Но Рори отмахивался: меряться силами с Генри было выгоднее.
В этом смысле (как и в том), справедливо, что за Генри, что касалось спорта и развлечений, в то время велась дурная слава – его удалили с поля за толчок арбитра. А затем загнобили товарищи по команде за величайший из футбольных грехов; в перерыве помощник тренера спросил их:
– Эй, а где апельсины?
– Какие апельсины?
– Не умничай давай – будто не знаешь, паек.
Но тут кто-то заметил:
– Гляньте-ка, какая куча кожуры! Это Генри, это драный Генри!
Мальчишки, взрослые мужчины и женщины, все сверлили его гневными взглядами.
Величайшее общественное унижение.
– Это правда?
Отпираться не было смысла: руки его выдавали.
– Я проголодался.
Стадион был в шести или семи километрах от дома, и обычно мы ехали домой на метро, но Генри заставили идти пешком, ну а заодно и нас. Когда кто-то из нас что-нибудь натворит, отвечать вроде как приходилось всем. И вот мы бредем по Принсесхайвэй.
– Ты вообще зачем судью-то толкнул? – спросил я.
– Да он все время мне на ногу наступал – а у него шипы стальные.
Потом Рори:
– Ну а все апельсины зачем было сжирать?
– А затем, что знал: тебя, мудака, тоже пешком отправят.
Майкл:
– Эй!
– Ой да, извиняюсь.
Но в этот раз он не стал ерничать и пояснять свое извинение, и, кажется, в тот день мы все почему-то были довольны, хотя скоро нам предстояло увидеть начало распада: даже Генри, блевавшему в сточную канаву.

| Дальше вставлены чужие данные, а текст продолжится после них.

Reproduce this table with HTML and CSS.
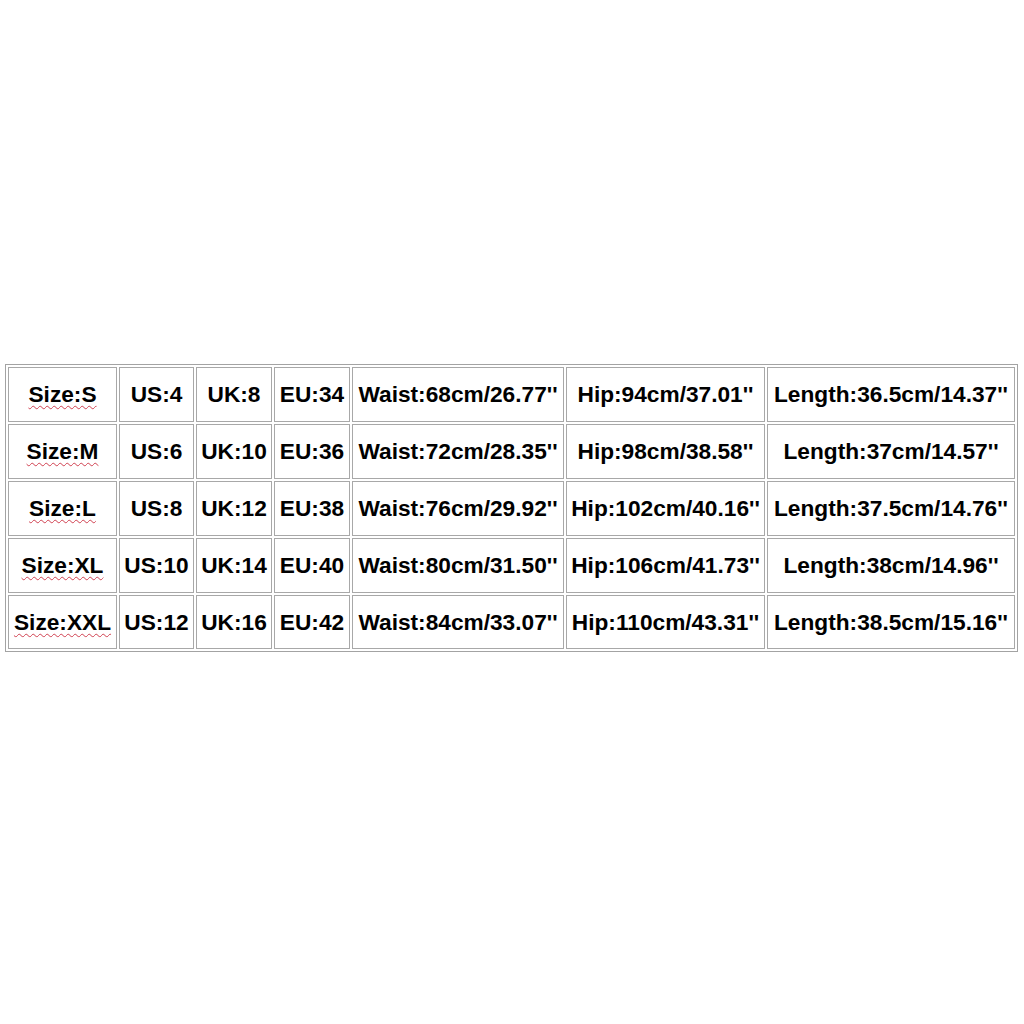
FILE: index.html
```html
<!DOCTYPE html>
<html>
<head>
<meta charset="utf-8">
<link rel="stylesheet" href="styles.css">
</head>
<body>
<table class="size-table">
  <colgroup>
    <col class="c1"><col class="c2"><col class="c3"><col class="c4"><col class="c5"><col class="c6"><col class="c7">
  </colgroup>
  <tr>
    <td><span class="spell">Size:S</span></td><td>US:4</td><td>UK:8</td><td>EU:34</td><td>Waist:68cm/26.77''</td><td>Hip:94cm/37.01''</td><td>Length:36.5cm/14.37''</td>
  </tr>
  <tr>
    <td><span class="spell">Size:M</span></td><td>US:6</td><td>UK:10</td><td>EU:36</td><td>Waist:72cm/28.35''</td><td>Hip:98cm/38.58''</td><td>Length:37cm/14.57''</td>
  </tr>
  <tr>
    <td><span class="spell">Size:L</span></td><td>US:8</td><td>UK:12</td><td>EU:38</td><td>Waist:76cm/29.92''</td><td>Hip:102cm/40.16''</td><td>Length:37.5cm/14.76''</td>
  </tr>
  <tr>
    <td><span class="spell">Size:XL</span></td><td>US:10</td><td>UK:14</td><td>EU:40</td><td>Waist:80cm/31.50''</td><td>Hip:106cm/41.73''</td><td>Length:38cm/14.96''</td>
  </tr>
  <tr class="last">
    <td><span class="spell">Size:XXL</span></td><td>US:12</td><td>UK:16</td><td>EU:42</td><td>Waist:84cm/33.07''</td><td>Hip:110cm/43.31''</td><td>Length:38.5cm/15.16''</td>
  </tr>
</table>
</body>
</html>
```
FILE: styles.css
```css
html, body {
  margin: 0;
  padding: 0;
  background: #ffffff;
}
body {
  padding-top: 364px;
  padding-left: 5px;
}
.size-table {
  width: 1013px;
  table-layout: fixed;
  border-collapse: separate;
  border-spacing: 2px;
  border: 1px solid #a3a3a3;
  font-family: "Liberation Sans", Arial, sans-serif;
  font-weight: bold;
  font-size: 22.7px;
  color: #000000;
}
.c1 { width: 109px; }
.c2 { width: 75px; }
.c3 { width: 76px; }
.c4 { width: 76px; }
.c5 { width: 212px; }
.c6 { width: 199px; }
.c7 { width: 248px; }
.size-table td {
  border: 1px solid #a8a8a8;
  height: 53px;
  padding: 0;
  text-align: center;
  vertical-align: middle;
  white-space: nowrap;
  overflow: visible;
}
.size-table tr.last td {
  height: 52px;
}
.spell {
  text-decoration: underline wavy #d04050;
  text-decoration-thickness: 1px;
  text-underline-offset: 3px;
}
```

Пенни опустилась рядом на колено, а над ней раздался голос нашего отца:
– Вот они, блага свободы.
Откуда мы могли знать?
Мы были стая Данбаров, без всякой тревоги о завтра.
Питер Пэн
– Клэй? Не спишь?
Ответа не последовало, но Генри знал, что брат не спит. Про Клэя было известно, что он почти всегда бодрствует. Если Генри и удивился, то зажегшейся лампочке у кровати и тому, что Клэй решил заговорить:
– Ты как?
Генри улыбнулся.
– Щиплет. А ты?
– Больницей воняю.
– Чудная миссис Чилман. А оно здорово жгло, то, чем она нас намазала, а?